> WHAT TO WORK ON
Reproduce the listing below without changes, except that pictures are left out.

> DATASET SECTION
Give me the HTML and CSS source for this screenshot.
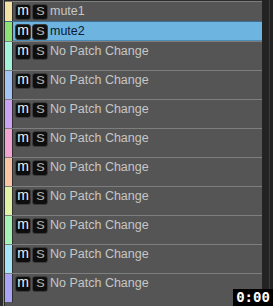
FILE: index.html
```html
<!DOCTYPE html>
<html>
<head>
<meta charset="utf-8">
<link rel="stylesheet" href="styles.css">
</head>
<body>
<div class="app">
  <div class="edge"></div>
  <div class="tracks">
    <div class="row short">
      <div class="strip c1"></div>
      <div class="body"><span class="btn m">m</span><span class="btn s"><span class="g">s</span></span><span class="label">mute1</span></div>
    </div>
    <div class="row short selected">
      <div class="strip c2"></div>
      <div class="body"><span class="btn m">m</span><span class="btn s"><span class="g">s</span></span><span class="label">mute2</span></div>
    </div>
    <div class="row">
      <div class="strip c3"></div>
      <div class="body"><span class="btn m">m</span><span class="btn s"><span class="g">s</span></span><span class="label">No Patch Change</span></div>
    </div>
    <div class="row">
      <div class="strip c4"></div>
      <div class="body"><span class="btn m">m</span><span class="btn s"><span class="g">s</span></span><span class="label">No Patch Change</span></div>
    </div>
    <div class="row">
      <div class="strip c5"></div>
      <div class="body"><span class="btn m">m</span><span class="btn s"><span class="g">s</span></span><span class="label">No Patch Change</span></div>
    </div>
    <div class="row">
      <div class="strip c6"></div>
      <div class="body"><span class="btn m">m</span><span class="btn s"><span class="g">s</span></span><span class="label">No Patch Change</span></div>
    </div>
    <div class="row">
      <div class="strip c7"></div>
      <div class="body"><span class="btn m">m</span><span class="btn s"><span class="g">s</span></span><span class="label">No Patch Change</span></div>
    </div>
    <div class="row">
      <div class="strip c8"></div>
      <div class="body"><span class="btn m">m</span><span class="btn s"><span class="g">s</span></span><span class="label">No Patch Change</span></div>
    </div>
    <div class="row">
      <div class="strip c9"></div>
      <div class="body"><span class="btn m">m</span><span class="btn s"><span class="g">s</span></span><span class="label">No Patch Change</span></div>
    </div>
    <div class="row">
      <div class="strip c10"></div>
      <div class="body"><span class="btn m">m</span><span class="btn s"><span class="g">s</span></span><span class="label">No Patch Change</span></div>
    </div>
    <div class="row">
      <div class="strip c11"></div>
      <div class="body"><span class="btn m">m</span><span class="btn s"><span class="g">s</span></span><span class="label">No Patch Change</span></div>
    </div>
  </div>
  <div class="scroll"><div class="scroll-line"></div></div>
  <div class="time">0:00</div>
</div>
</body>
</html>
```

FILE: styles.css
```css
html, body {
  margin: 0;
  padding: 0;
  background: #2a2a2a;
}

.app {
  position: relative;
  display: flex;
  width: 273px;
  height: 306px;
  overflow: hidden;
  background: #2c2c2c;
  font-family: "Liberation Sans", Arial, sans-serif;
}

.edge {
  width: 3px;
  flex: none;
  background: #2c2c2c;
  border-right: 1px solid #8a8a8a;
  margin-right: 1px;
}

.tracks {
  width: 257px;
  flex: none;
  display: flex;
  flex-direction: column;
  padding-top: 1px;
  background: #555555;
  box-shadow: inset 0 1px 0 #2c2c2c;
}

.row {
  display: flex;
  height: 28px;
  border-top: 1px solid #7e7e7e;
  background: #555555;
  flex: none;
}

.row.short {
  height: 19px;
}

.row.selected {
  background: #6db4e1;
  border-top-color: #3d6f92;
  box-shadow: inset 0 -1px 0 #4c8ab6;
}

.strip {
  width: 7px;
  flex: none;
  border-right: 1px solid #2e2e2e;
}

.c1 { background: #f2e2a4; }
.c2 { background: #8ae174; }
.c3 { background: #a4f2da; }
.c4 { background: #a4c2f2; }
.c5 { background: #caa4f2; }
.c6 { background: #f2a4d2; }
.c7 { background: #f8c4a4; }
.c8 { background: #e2f2a4; }
.c9 { background: #a4f2b6; }
.c10 { background: #a4e6f6; }
.c11 { background: #aaa4f6; }

.body {
  display: flex;
  align-items: flex-start;
  padding: 2px 0 0 2px;
  flex: 1;
  min-width: 0;
}

.btn {
  display: block;
  width: 14px;
  height: 14px;
  flex: none;
  background: #0e0e0e;
  border: 1px solid #3c3c3c;
  border-radius: 3px;
  font-family: "Liberation Sans", Arial, sans-serif;
  font-size: 14px;
  line-height: 10px;
  text-align: center;
  overflow: visible;
}

.btn.m {
  color: #f0f0f0;
  margin-right: 1px;
}

.btn.s {
  color: #a6a6a6;
}

.btn.s .g {
  display: inline-block;
  transform: scaleX(1.22);
}

.label {
  margin-left: 2px;
  font-size: 12.5px;
  line-height: 15px;
  color: #c6c6c6;
  white-space: nowrap;
}

.row.selected .label {
  color: #0b1a2e;
}

.scroll {
  width: 11px;
  flex: none;
  background: #232323;
  display: flex;
  justify-content: flex-end;
}

.scroll-line {
  width: 1px;
  height: 100%;
  background: #3c3c3c;
  margin-right: 3px;
}

.time {
  position: absolute;
  right: 0;
  bottom: 0;
  width: 40px;
  height: 17px;
  background: #000;
  color: #fff;
  font-family: "DejaVu Sans Mono", monospace;
  font-weight: bold;
  font-size: 14px;
  line-height: 17px;
  text-align: center;
}
```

> OUTPUT FOR THIS TASK
Give me the HTML and CSS source for this screenshot.
FILE: index.html
```html
<!DOCTYPE html>
<html>
<head>
<meta charset="utf-8">
<link rel="stylesheet" href="styles.css">
</head>
<body>
<div class="app">
  <div class="edge"></div>
  <div class="tracks">
    <div class="row short">
      <div class="strip c1"></div>
      <div class="body"><span class="btn m">m</span><span class="btn s"><span class="g">s</span></span><span class="label">mute1</span></div>
    </div>
    <div class="row short selected">
      <div class="strip c2"></div>
      <div class="body"><span class="btn m">m</span><span class="btn s"><span class="g">s</span></span><span class="label">mute2</span></div>
    </div>
    <div class="row">
      <div class="strip c3"></div>
      <div class="body"><span class="btn m">m</span><span class="btn s"><span class="g">s</span></span><span class="label">No Patch Change</span></div>
    </div>
    <div class="row">
      <div class="strip c4"></div>
      <div class="body"><span class="btn m">m</span><span class="btn s"><span class="g">s</span></span><span class="label">No Patch Change</span></div>
    </div>
    <div class="row">
      <div class="strip c5"></div>
      <div class="body"><span class="btn m">m</span><span class="btn s"><span class="g">s</span></span><span class="label">No Patch Change</span></div>
    </div>
    <div class="row">
      <div class="strip c6"></div>
      <div class="body"><span class="btn m">m</span><span class="btn s"><span class="g">s</span></span><span class="label">No Patch Change</span></div>
    </div>
    <div class="row">
      <div class="strip c7"></div>
      <div class="body"><span class="btn m">m</span><span class="btn s"><span class="g">s</span></span><span class="label">No Patch Change</span></div>
    </div>
    <div class="row">
      <div class="strip c8"></div>
      <div class="body"><span class="btn m">m</span><span class="btn s"><span class="g">s</span></span><span class="label">No Patch Change</span></div>
    </div>
    <div class="row">
      <div class="strip c9"></div>
      <div class="body"><span class="btn m">m</span><span class="btn s"><span class="g">s</span></span><span class="label">No Patch Change</span></div>
    </div>
    <div class="row">
      <div class="strip c10"></div>
      <div class="body"><span class="btn m">m</span><span class="btn s"><span class="g">s</span></span><span class="label">No Patch Change</span></div>
    </div>
    <div class="row">
      <div class="strip c11"></div>
      <div class="body"><span class="btn m">m</span><span class="btn s"><span class="g">s</span></span><span class="label">No Patch Change</span></div>
    </div>
  </div>
  <div class="scroll"><div class="scroll-line"></div></div>
  <div class="time">0:00</div>
</div>
</body>
</html>
```

FILE: styles.css
```css
html, body {
  margin: 0;
  padding: 0;
  background: #2a2a2a;
}

.app {
  position: relative;
  display: flex;
  width: 273px;
  height: 306px;
  overflow: hidden;
  background: #2c2c2c;
  font-family: "Liberation Sans", Arial, sans-serif;
}

.edge {
  width: 3px;
  flex: none;
  background: #2c2c2c;
  border-right: 1px solid #8a8a8a;
  margin-right: 1px;
}

.tracks {
  width: 257px;
  flex: none;
  display: flex;
  flex-direction: column;
  padding-top: 1px;
  background: #555555;
  box-shadow: inset 0 1px 0 #2c2c2c;
}

.row {
  display: flex;
  height: 28px;
  border-top: 1px solid #7e7e7e;
  background: #555555;
  flex: none;
}

.row.short {
  height: 19px;
}

.row.selected {
  background: #6db4e1;
  border-top-color: #3d6f92;
  box-shadow: inset 0 -1px 0 #4c8ab6;
}

.strip {
  width: 7px;
  flex: none;
  border-right: 1px solid #2e2e2e;
}

.c1 { background: #f2e2a4; }
.c2 { background: #8ae174; }
.c3 { background: #a4f2da; }
.c4 { background: #a4c2f2; }
.c5 { background: #caa4f2; }
.c6 { background: #f2a4d2; }
.c7 { background: #f8c4a4; }
.c8 { background: #e2f2a4; }
.c9 { background: #a4f2b6; }
.c10 { background: #a4e6f6; }
.c11 { background: #aaa4f6; }

.body {
  display: flex;
  align-items: flex-start;
  padding: 2px 0 0 2px;
  flex: 1;
  min-width: 0;
}

.btn {
  display: block;
  width: 14px;
  height: 14px;
  flex: none;
  background: #0e0e0e;
  border: 1px solid #3c3c3c;
  border-radius: 3px;
  font-family: "Liberation Sans", Arial, sans-serif;
  font-size: 14px;
  line-height: 10px;
  text-align: center;
  overflow: visible;
}

.btn.m {
  color: #f0f0f0;
  margin-right: 1px;
}

.btn.s {
  color: #a6a6a6;
}

.btn.s .g {
  display: inline-block;
  transform: scaleX(1.22);
}

.label {
  margin-left: 2px;
  font-size: 12.5px;
  line-height: 15px;
  color: #c6c6c6;
  white-space: nowrap;
}

.row.selected .label {
  color: #0b1a2e;
}

.scroll {
  width: 11px;
  flex: none;
  background: #232323;
  display: flex;
  justify-content: flex-end;
}

.scroll-line {
  width: 1px;
  height: 100%;
  background: #3c3c3c;
  margin-right: 3px;
}

.time {
  position: absolute;
  right: 0;
  bottom: 0;
  width: 40px;
  height: 17px;
  background: #000;
  color: #fff;
  font-family: "DejaVu Sans Mono", monospace;
  font-weight: bold;
  font-size: 14px;
  line-height: 17px;
  text-align: center;
}
```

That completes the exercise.